The challenge extends far beyond simple utilization metrics. Modern AI accelerators are complex systems operating at the thermal and electrical limits of current technology. A GPU running inference workloads might operate within acceptable temperature ranges during normal operation, but subtle thermal creep—perhaps from a slightly degraded cooling system or accumulated dust—can gradually push temperatures higher over weeks or months. By the time traditional alerting systems trigger, you’re already facing potential throttling, reduced performance, or even hardware failure that could sideline critical workloads for days.
This is where the infrastructure observability gap becomes painfully apparent. Organizations that have invested heavily in AI hardware often discover, sometimes too late, that they lack the granular visibility needed to optimize their investment. They can see when a GPU fails catastrophically, but they miss the gradual performance degradation that precedes failure. They know their cluster is "busy," but they don’t understand whether that 70% utilization could be safely pushed to 85% with better workload scheduling, or whether thermal constraints are already creating hidden bottlenecks.
The typical response to this realization is predictable: companies scramble to develop in-house monitoring solutions tailored to their specific hardware mix. Engineering teams find themselves building custom dashboards, writing vendor-specific data collection scripts, and creating bespoke alerting systems. What should have been a strategic technology deployment becomes a costly software development project, often taking months to deliver basic visibility into systems that have been burning cash since day one.

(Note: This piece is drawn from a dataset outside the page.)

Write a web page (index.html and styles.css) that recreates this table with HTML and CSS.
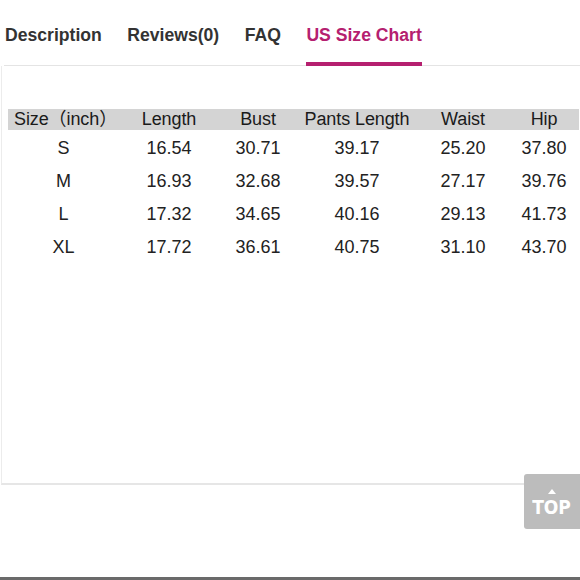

This reactive approach represents a fundamental misunderstanding of modern infrastructure management. The same principles that revolutionized traditional datacenter operations—standardized telemetry, vendor-agnostic monitoring, and predictive analytics—apply equally to AI infrastructure. Technologies like OpenTelemetry provide standardized frameworks for collecting detailed performance metrics from diverse hardware platforms, while telemetry pipeline management solutions like NXLog Platform can aggregate, route, and process this data at scale regardless of the underlying vendor ecosystem. Even when you must obtain data through vendor-specific libraries and tools, you still face the challenge of getting that information somewhere you can see it and act on it, so standardizing as much of the pipeline is still relevant. These platforms excel at handling the massive volumes of telemetry data that AI infrastructure generates, transforming raw metrics into actionable insights across heterogeneous environments.
The benefits of comprehensive AI infrastructure monitoring extend far beyond preventing outages. Real-time visibility into GPU utilization patterns enables dynamic workload scheduling that can squeeze additional capacity from existing hardware. Temperature trending across multiple accelerators can reveal cooling inefficiencies before they impact performance. Memory bandwidth monitoring can identify workloads that would benefit from different batch sizes or model architectures. Power consumption analysis can optimize cluster scheduling to reduce peak demand charges and cooling requirements.
Perhaps most critically, deep infrastructure monitoring enables predictive maintenance strategies that maximize hardware lifespan. AI accelerators are sophisticated devices with numerous failure modes—from memory errors to thermal cycling stress. By establishing baseline performance profiles and tracking subtle deviations over time, operations teams can schedule maintenance during planned windows rather than scrambling to replace failed components during critical production runs.
The economic impact of this approach becomes clear when viewed through the lens of total cost of ownership. A monitoring solution that increases average utilization from 65% to 80% while preventing just one major hardware failure per year can easily justify its cost many times over on a million-dollar cluster. Factor in reduced power consumption through optimization, extended hardware lifespan through predictive maintenance, and improved workload throughput through better scheduling, and the ROI becomes compelling.
Modern infrastructure monitoring platforms designed with vendor-agnostic architectures can seamlessly integrate with existing AI deployments regardless of hardware mix. Whether your infrastructure includes NVIDIA GPUs, AMD accelerators, Intel processors, or emerging custom silicon, standardized telemetry frameworks can provide unified visibility across the entire stack. This approach future-proofs your monitoring investment as you add new hardware generations or switch vendors based on cost and performance considerations.
The transformation of traditional datacenter operations through comprehensive monitoring offers a roadmap for AI infrastructure management. Just as server virtualization requires sophisticated resource monitoring to maximize efficiency, AI acceleration demands equally sophisticated visibility to realize its potential. The organizations that recognize this early—that treat monitoring as a strategic capability rather than an operational afterthought—will extract maximum value from their hardware investments while positioning themselves for sustainable scaling as AI workloads continue to grow.
The AI infrastructure revolution is just beginning, but the principles of efficient resource utilization remain constant. The question isn’t whether comprehensive monitoring will become essential for AI deployments—it’s whether your organization will implement it proactively to maximize returns, or reactively after expensive lessons in idle hardware and preventable failures. The choice, and the resulting ROI, is yours.